Cette visite a été saluée comme une volonté sincère du chef conservateur de rassembler les troupes. Toutefois, Alain Rayes n’était pas présent à la rencontre du caucus du Québec ni à celle du caucus national.

M. Rayes a affirmé ne pas quitter le parti sous le coup de la colère. « Je suis serein et zen avec ma décision », qui est « mûrement réfléchie ».

Principes incompatibles

En entrevue avec La Presse, mardi, M. Rayes est revenu sur les raisons qui ont alimenté sa réflexion. Ainsi, M. Rayes a précisé que l’appui qu’a accordé Pierre Poilievre au convoi des camionneurs l’hiver dernier est incompatible avec les principes du respect de la loi et l’ordre.

Il s’est aussi dit inquiet des retombées des attaques qu’a lancées M. Poilievre contre la Banque du Canada et le gouverneur Tiff Macklem. Selon lui, cela a pour effet d’affaiblir les institutions canadiennes.

« Les institutions canadiennes sont essentielles au bon fonctionnement de notre démocratie. […] Je suis extrêmement inquiet aussi de l’alignement que va prendre le Parti conservateur face aux changements climatiques. Je n’ai aucunement le sentiment que l’on s’en va dans la bonne direction », a-t-il encore dit.

Un autre député québécois pro-Charest, Joël Godin, semble pour sa part avoir mis de l’eau dans son vin. Au mois d’août, il avait déclaré qu’une victoire de Pierre Poilievre provoquerait assurément une réflexion de son côté.

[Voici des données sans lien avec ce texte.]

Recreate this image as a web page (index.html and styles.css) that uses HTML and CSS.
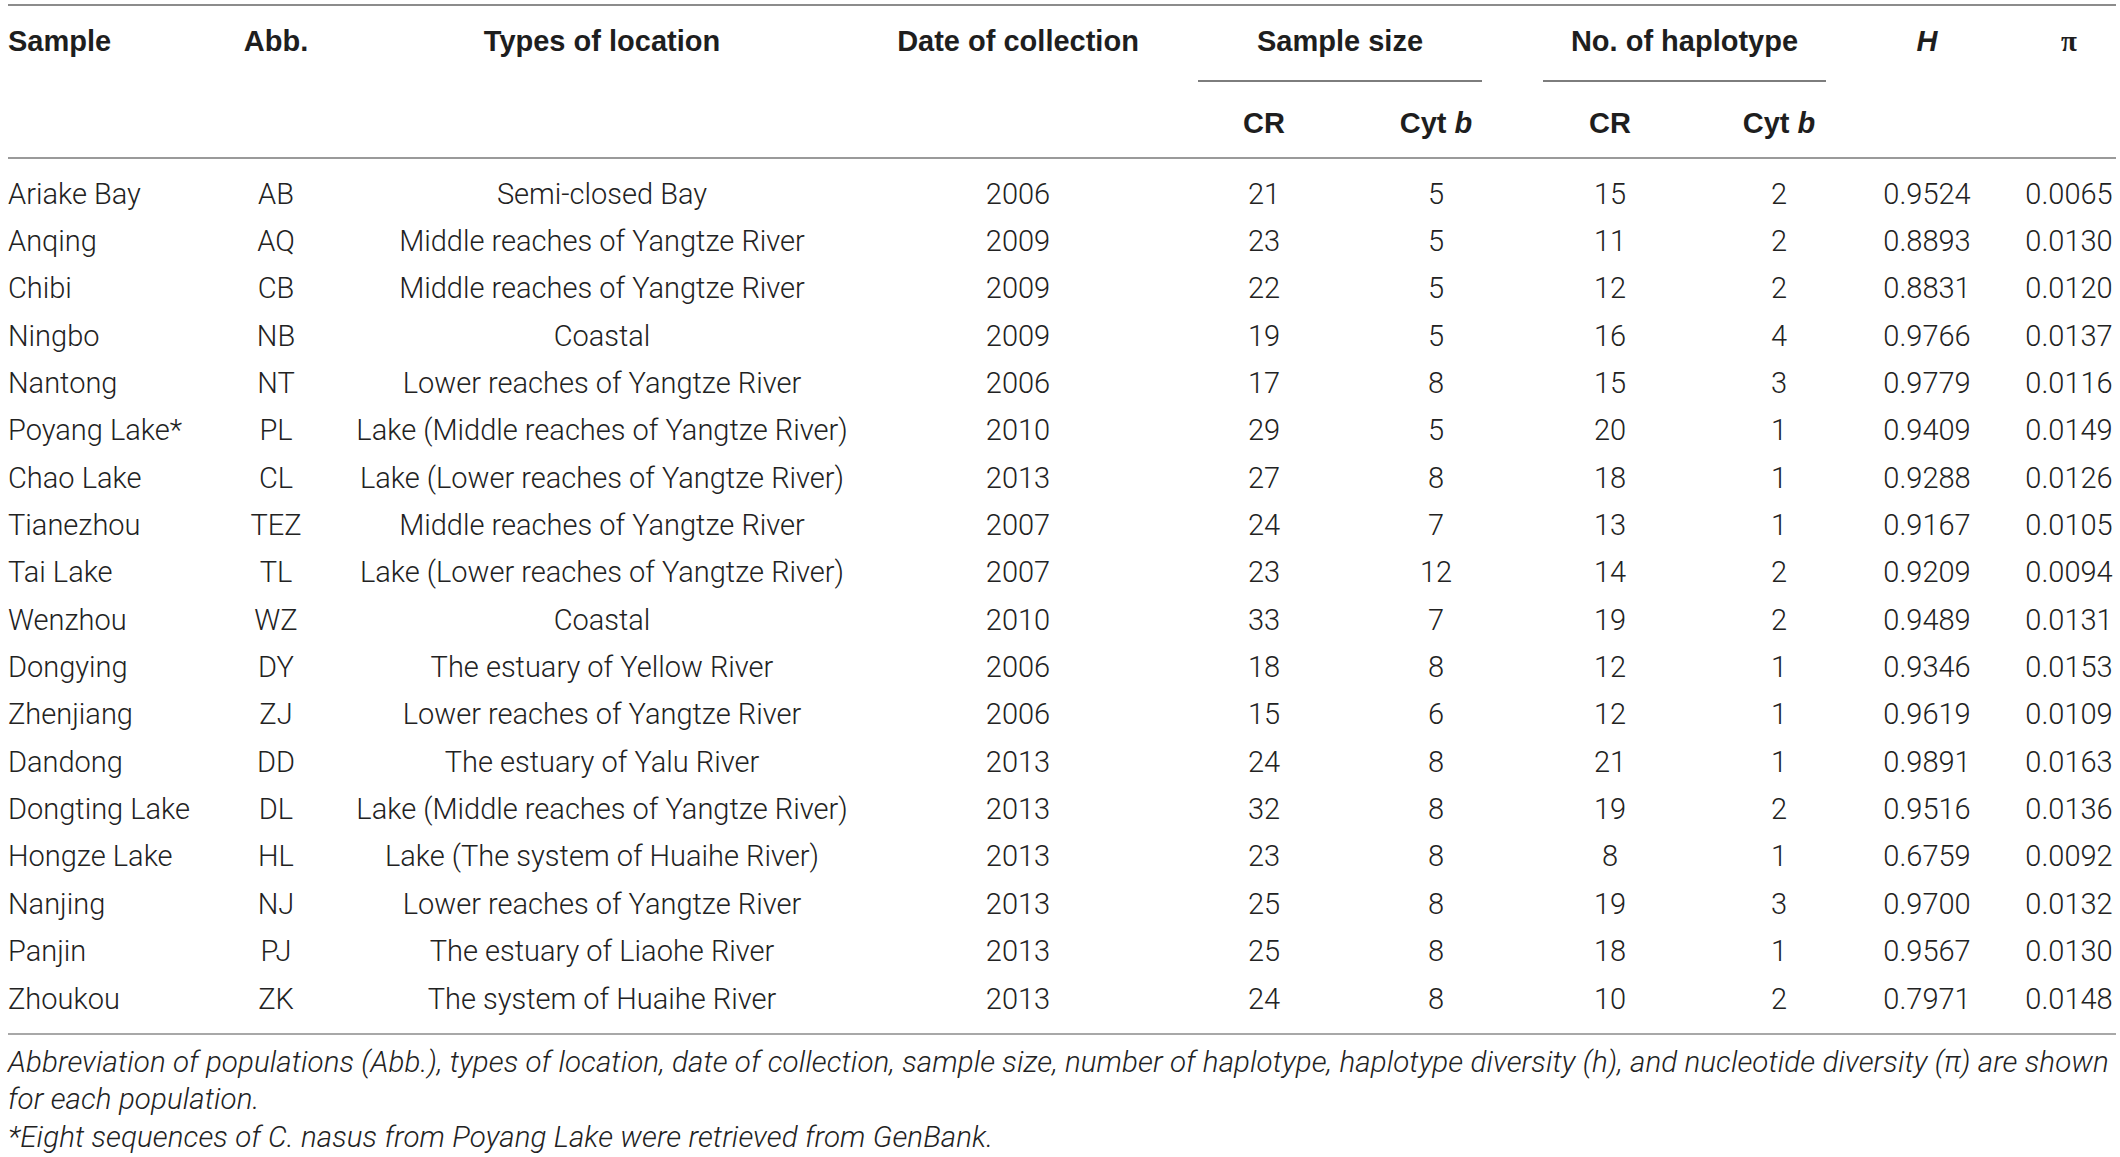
FILE: index.html
```html
<!DOCTYPE html>
<html lang="en">
<head>
<meta charset="utf-8">
<title>Table</title>
<link rel="stylesheet" href="styles.css">
</head>
<body>
<div class="wrap">
<table class="tbl">
  <colgroup>
    <col class="c-sample">
    <col class="c-abb">
    <col class="c-type">
    <col class="c-date">
    <col class="c-cr1">
    <col class="c-cyt1">
    <col class="c-cr2">
    <col class="c-cyt2">
    <col class="c-h">
    <col class="c-pi">
  </colgroup>
  <thead>
    <tr class="hr1">
      <th rowspan="2" class="left top">Sample</th>
      <th rowspan="2" class="top">Abb.</th>
      <th rowspan="2" class="top">Types of location</th>
      <th rowspan="2" class="top">Date of collection</th>
      <th colspan="2" class="grp"><div class="grp-label grp-a">Sample size</div></th>
      <th colspan="2" class="grp"><div class="grp-label grp-b">No. of haplotype</div></th>
      <th rowspan="2" class="top"><i>H</i></th>
      <th rowspan="2" class="top pi-h"><span class="sym">π</span></th>
    </tr>
    <tr class="hr2">
      <th>CR</th>
      <th>Cyt <i>b</i></th>
      <th>CR</th>
      <th>Cyt <i>b</i></th>
    </tr>
  </thead>
  <tbody>
    <tr><td class="left">Ariake Bay</td><td>AB</td><td>Semi-closed Bay</td><td>2006</td><td>21</td><td>5</td><td>15</td><td>2</td><td>0.9524</td><td class="pi">0.0065</td></tr>
    <tr><td class="left">Anqing</td><td>AQ</td><td>Middle reaches of Yangtze River</td><td>2009</td><td>23</td><td>5</td><td>11</td><td>2</td><td>0.8893</td><td class="pi">0.0130</td></tr>
    <tr><td class="left">Chibi</td><td>CB</td><td>Middle reaches of Yangtze River</td><td>2009</td><td>22</td><td>5</td><td>12</td><td>2</td><td>0.8831</td><td class="pi">0.0120</td></tr>
    <tr><td class="left">Ningbo</td><td>NB</td><td>Coastal</td><td>2009</td><td>19</td><td>5</td><td>16</td><td>4</td><td>0.9766</td><td class="pi">0.0137</td></tr>
    <tr><td class="left">Nantong</td><td>NT</td><td>Lower reaches of Yangtze River</td><td>2006</td><td>17</td><td>8</td><td>15</td><td>3</td><td>0.9779</td><td class="pi">0.0116</td></tr>
    <tr><td class="left">Poyang Lake*</td><td>PL</td><td>Lake (Middle reaches of Yangtze River)</td><td>2010</td><td>29</td><td>5</td><td>20</td><td>1</td><td>0.9409</td><td class="pi">0.0149</td></tr>
    <tr><td class="left">Chao Lake</td><td>CL</td><td>Lake (Lower reaches of Yangtze River)</td><td>2013</td><td>27</td><td>8</td><td>18</td><td>1</td><td>0.9288</td><td class="pi">0.0126</td></tr>
    <tr><td class="left">Tianezhou</td><td>TEZ</td><td>Middle reaches of Yangtze River</td><td>2007</td><td>24</td><td>7</td><td>13</td><td>1</td><td>0.9167</td><td class="pi">0.0105</td></tr>
    <tr><td class="left">Tai Lake</td><td>TL</td><td>Lake (Lower reaches of Yangtze River)</td><td>2007</td><td>23</td><td>12</td><td>14</td><td>2</td><td>0.9209</td><td class="pi">0.0094</td></tr>
    <tr><td class="left">Wenzhou</td><td>WZ</td><td>Coastal</td><td>2010</td><td>33</td><td>7</td><td>19</td><td>2</td><td>0.9489</td><td class="pi">0.0131</td></tr>
    <tr><td class="left">Dongying</td><td>DY</td><td>The estuary of Yellow River</td><td>2006</td><td>18</td><td>8</td><td>12</td><td>1</td><td>0.9346</td><td class="pi">0.0153</td></tr>
    <tr><td class="left">Zhenjiang</td><td>ZJ</td><td>Lower reaches of Yangtze River</td><td>2006</td><td>15</td><td>6</td><td>12</td><td>1</td><td>0.9619</td><td class="pi">0.0109</td></tr>
    <tr><td class="left">Dandong</td><td>DD</td><td>The estuary of Yalu River</td><td>2013</td><td>24</td><td>8</td><td>21</td><td>1</td><td>0.9891</td><td class="pi">0.0163</td></tr>
    <tr><td class="left">Dongting Lake</td><td>DL</td><td>Lake (Middle reaches of Yangtze River)</td><td>2013</td><td>32</td><td>8</td><td>19</td><td>2</td><td>0.9516</td><td class="pi">0.0136</td></tr>
    <tr><td class="left">Hongze Lake</td><td>HL</td><td>Lake (The system of Huaihe River)</td><td>2013</td><td>23</td><td>8</td><td>8</td><td>1</td><td>0.6759</td><td class="pi">0.0092</td></tr>
    <tr><td class="left">Nanjing</td><td>NJ</td><td>Lower reaches of Yangtze River</td><td>2013</td><td>25</td><td>8</td><td>19</td><td>3</td><td>0.9700</td><td class="pi">0.0132</td></tr>
    <tr><td class="left">Panjin</td><td>PJ</td><td>The estuary of Liaohe River</td><td>2013</td><td>25</td><td>8</td><td>18</td><td>1</td><td>0.9567</td><td class="pi">0.0130</td></tr>
    <tr><td class="left">Zhoukou</td><td>ZK</td><td>The system of Huaihe River</td><td>2013</td><td>24</td><td>8</td><td>10</td><td>2</td><td>0.7971</td><td class="pi">0.0148</td></tr>
  </tbody>
</table>
<div class="notes">
  <p class="note">Abbreviation of populations (Abb.), types of location, date of collection, sample size, number of haplotype, haplotype diversity (h), and nucleotide diversity (π) are shown for each population.</p>
  <p class="note">*Eight sequences of C. nasus from Poyang Lake were retrieved from GenBank.</p>
</div>
</div>
</body>
</html>
```
FILE: styles.css
```css
html, body {
  margin: 0;
  padding: 0;
  background: #ffffff;
}

.wrap {
  padding: 4px 4px 0 8px;
  width: 2108px;
  color: #222222;
  font-family: Roboto, "Liberation Sans", sans-serif;
  font-weight: 300;
  font-size: 29px;
}

.tbl {
  width: 2108px;
  table-layout: fixed;
  border-collapse: separate;
  border-spacing: 0;
}

.c-sample { width: 192px; }
.c-abb { width: 152px; }
.c-type { width: 500px; }
.c-date { width: 332px; }
.c-cr1 { width: 160px; }
.c-cyt1 { width: 184px; }
.c-cr2 { width: 164px; }
.c-cyt2 { width: 174px; }
.c-h { width: 122px; }
.c-pi { width: 128px; }

.tbl th {
  font-family: "Liberation Sans", Arial, sans-serif;
  font-weight: 700;
  font-size: 29px;
  color: #1e1e1e;
  line-height: 34px;
  text-align: center;
  white-space: nowrap;
  padding: 0;
}

.tbl th.top {
  vertical-align: top;
  padding-top: 18px;
  border-top: 2px solid #8c8c8c;
  border-bottom: 2px solid #9a9a9a;
}

.tbl th.grp {
  border-top: 2px solid #8c8c8c;
  vertical-align: top;
}

.grp-label {
  padding: 18px 0 22px;
  border-bottom: 2px solid #7d7d7d;
}

.grp-a { margin: 0 46px 0 14px; }
.grp-b { margin: 0 40px 0 15px; }

.hr2 th {
  padding: 24px 0 17px;
  border-bottom: 2px solid #9a9a9a;
}

.tbl th i {
  font-style: italic;
}

.tbl th.pi-h {
  padding-left: 34px;
}

.pi-h .sym {
  font-family: "Liberation Serif", serif;
  font-weight: 700;
  font-size: 29px;
}

.tbl .left {
  text-align: left;
}

.tbl td {
  height: 47.35px;
  padding: 0;
  line-height: 34px;
  text-align: center;
  white-space: nowrap;
  vertical-align: middle;
}

.tbl td.pi {
  padding-left: 34px;
}

.tbl tbody tr:first-child td {
  padding-top: 11px;
}

.tbl tbody tr:last-child td {
  padding-bottom: 11px;
  border-bottom: 2px solid #a8a8a8;
}

.notes {
  padding-top: 8.6px;
}

.note {
  margin: 0;
  font-style: italic;
  font-size: 29.5px;
  letter-spacing: 0.1px;
  line-height: 37.5px;
}
```
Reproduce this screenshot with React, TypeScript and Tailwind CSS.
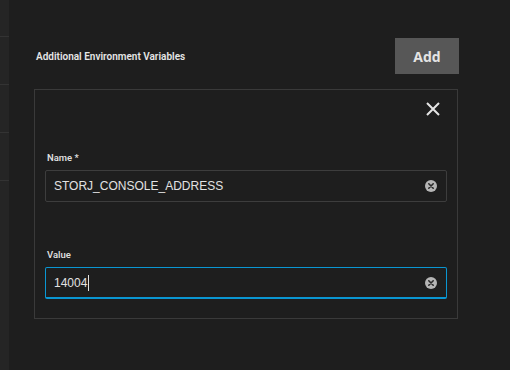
import React from "react";

function ClearIcon() {
  return (
    <svg width="12" height="12" viewBox="0 0 12 12" className="shrink-0">
      <circle cx="6" cy="6" r="6" fill="#b5b5b5" />
      <path d="M3.8 3.8 L8.2 8.2 M8.2 3.8 L3.8 8.2" stroke="#2a2a2a" strokeWidth="1.6" strokeLinecap="round" />
    </svg>
  );
}

function Field({ label, value, focused }: { label: string; value: string; focused?: boolean }) {
  return (
    <div className="flex flex-col">
      <div className="h-[12px] leading-[12px] text-[9.5px] font-semibold text-[#dcdcdc] pl-[2px]" style={{ fontFamily: "Roboto, 'Liberation Sans', sans-serif" }}>
        {label}
      </div>
      <div
        className={
          focused
            ? "mt-[6px] h-[32px] rounded-[2px] border border-b-2 border-[#0a96d2] flex items-center pl-[8px] pr-[9px]"
            : "mt-[6px] h-[32px] rounded-[2px] border border-[#3d3d3d] flex items-center pl-[8px] pr-[9px]"
        }
      >
        <div className="flex-1 flex items-center text-[12px] text-[#e2e2e2]" style={{ fontFamily: "'Liberation Sans', Arial, sans-serif" }}>
          <span>{value}</span>
          {focused && <span className="ml-[1px] w-[1px] h-[16px] bg-[#e2e2e2]" />}
        </div>
        <ClearIcon />
      </div>
    </div>
  );
}

export default function App() {
  return (
    <div className="w-[510px] h-[370px] bg-[#1e1e1e] flex overflow-hidden">
      <div className="w-[9px] bg-[#252525] flex flex-col">
        <div className="h-[37px] border-b border-[#333333]" />
        <div className="h-[48px] border-b border-[#333333]" />
        <div className="h-[48px] border-b border-[#333333]" />
        <div className="h-[48px] border-b border-[#333333]" />
      </div>
      <div className="flex-1 pl-[25px] pt-[38px]">
        <div className="w-[425px] h-[36px] flex items-center justify-between">
          <div className="pl-[2px] text-[10px] font-semibold text-[#e6e6e6]" style={{ fontFamily: "Roboto, 'Liberation Sans', sans-serif" }}>
            Additional Environment Variables
          </div>
          <div className="w-[64px] h-[36px] bg-[#575757] flex items-center justify-center text-[14px] font-bold text-[#e4e4e4]" style={{ fontFamily: "'Open Sans', 'Liberation Sans', sans-serif" }}>
            Add
          </div>
        </div>
        <div className="mt-[15px] w-[424px] h-[230px] border border-[#3a3a3a] flex flex-col px-[10px]">
          <div className="flex justify-end pt-[12px] pr-[7px]">
            <svg width="14" height="14" viewBox="0 0 14 14">
              <path d="M1 1 L13 13 M13 1 L1 13" stroke="#e4e4e4" strokeWidth="2" />
            </svg>
          </div>
          <div className="mt-[36px]">
            <Field label="Name *" value="STORJ_CONSOLE_ADDRESS" />
          </div>
          <div className="mt-[47px]">
            <Field label="Value" value="14004" focused />
          </div>
        </div>
      </div>
    </div>
  );
}
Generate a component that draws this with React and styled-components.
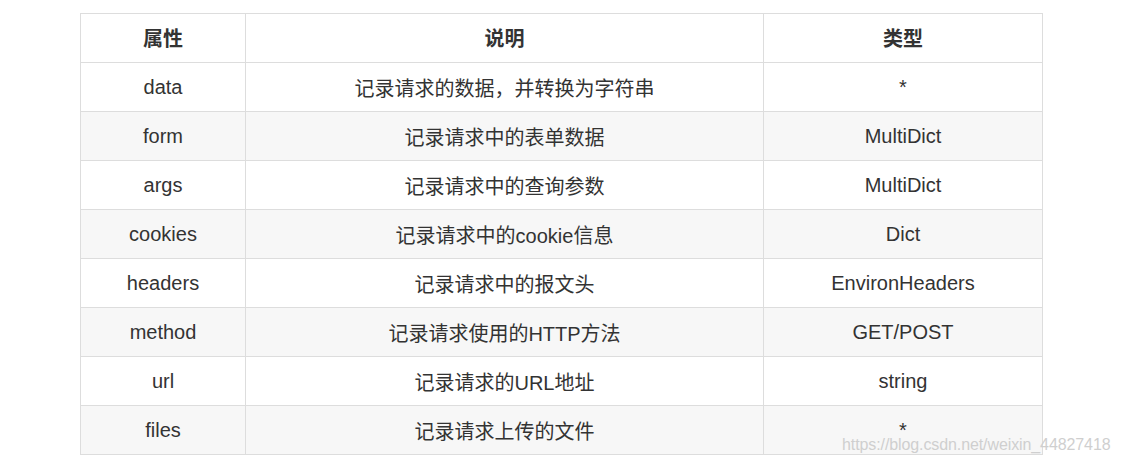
import styled, { createGlobalStyle } from 'styled-components';

const GlobalStyle = createGlobalStyle`
  html, body {
    margin: 0;
    padding: 0;
    background: #fff;
  }
  body {
    font-family: "Liberation Sans", Arial, "Noto Sans CJK SC", sans-serif;
  }
`;

const Page = styled.div`
  position: relative;
  width: 1123px;
  height: 466px;
  padding: 13px 0 0 80px;
  box-sizing: border-box;
  overflow: hidden;
`;

const Table = styled.table`
  width: 962px;
  border-collapse: collapse;
  table-layout: fixed;
  font-size: 20px;
  color: #333;
`;

const Row = styled.tr`
  background: ${(p) => (p.$striped ? '#f7f7f7' : '#fff')};
`;

const HeadCell = styled.th`
  height: 46px;
  padding: 0 8px 2px;
  border: 1px solid #ddd;
  font-weight: bold;
  text-align: center;
  color: #333;
`;

const Cell = styled.td`
  height: 48px;
  padding: 0 8px;
  border: 1px solid #ddd;
  text-align: center;
`;

const Watermark = styled.div`
  position: absolute;
  left: 842px;
  top: 436px;
  font-size: 16px;
  letter-spacing: -0.1px;
  color: #cfcfcf;
  white-space: nowrap;
  font-family: "Liberation Sans", Arial, sans-serif;
`;

const rows = [
  ['data', '记录请求的数据，并转换为字符串', '*'],
  ['form', '记录请求中的表单数据', 'MultiDict'],
  ['args', '记录请求中的查询参数', 'MultiDict'],
  ['cookies', '记录请求中的cookie信息', 'Dict'],
  ['headers', '记录请求中的报文头', 'EnvironHeaders'],
  ['method', '记录请求使用的HTTP方法', 'GET/POST'],
  ['url', '记录请求的URL地址', 'string'],
  ['files', '记录请求上传的文件', '*'],
];

export default function App() {
  return (
    <Page>
      <GlobalStyle />
      <Table>
        <colgroup>
          <col style={{ width: 165 }} />
          <col style={{ width: 518 }} />
          <col style={{ width: 279 }} />
        </colgroup>
        <thead>
          <Row>
            <HeadCell>属性</HeadCell>
            <HeadCell>说明</HeadCell>
            <HeadCell>类型</HeadCell>
          </Row>
        </thead>
        <tbody>
          {rows.map((r, i) => (
            <Row key={r[0]} $striped={i % 2 === 1}>
              <Cell>{r[0]}</Cell>
              <Cell>{r[1]}</Cell>
              <Cell>{r[2]}</Cell>
            </Row>
          ))}
        </tbody>
      </Table>
      <Watermark>https://blog.csdn.net/weixin_44827418</Watermark>
    </Page>
  );
}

En entrevue sur les ondes du 98,5 FM, dimanche, il a dit être « très confortable » avec l’idée de travailler avec le nouveau chef, qu’il a félicité au passage pour sa « victoire impressionnante ». À l’extérieur du pays, mardi, l’élu de Portneuf–Jacques-Cartier n’a pas réagi à la défection de son collègue Rayes.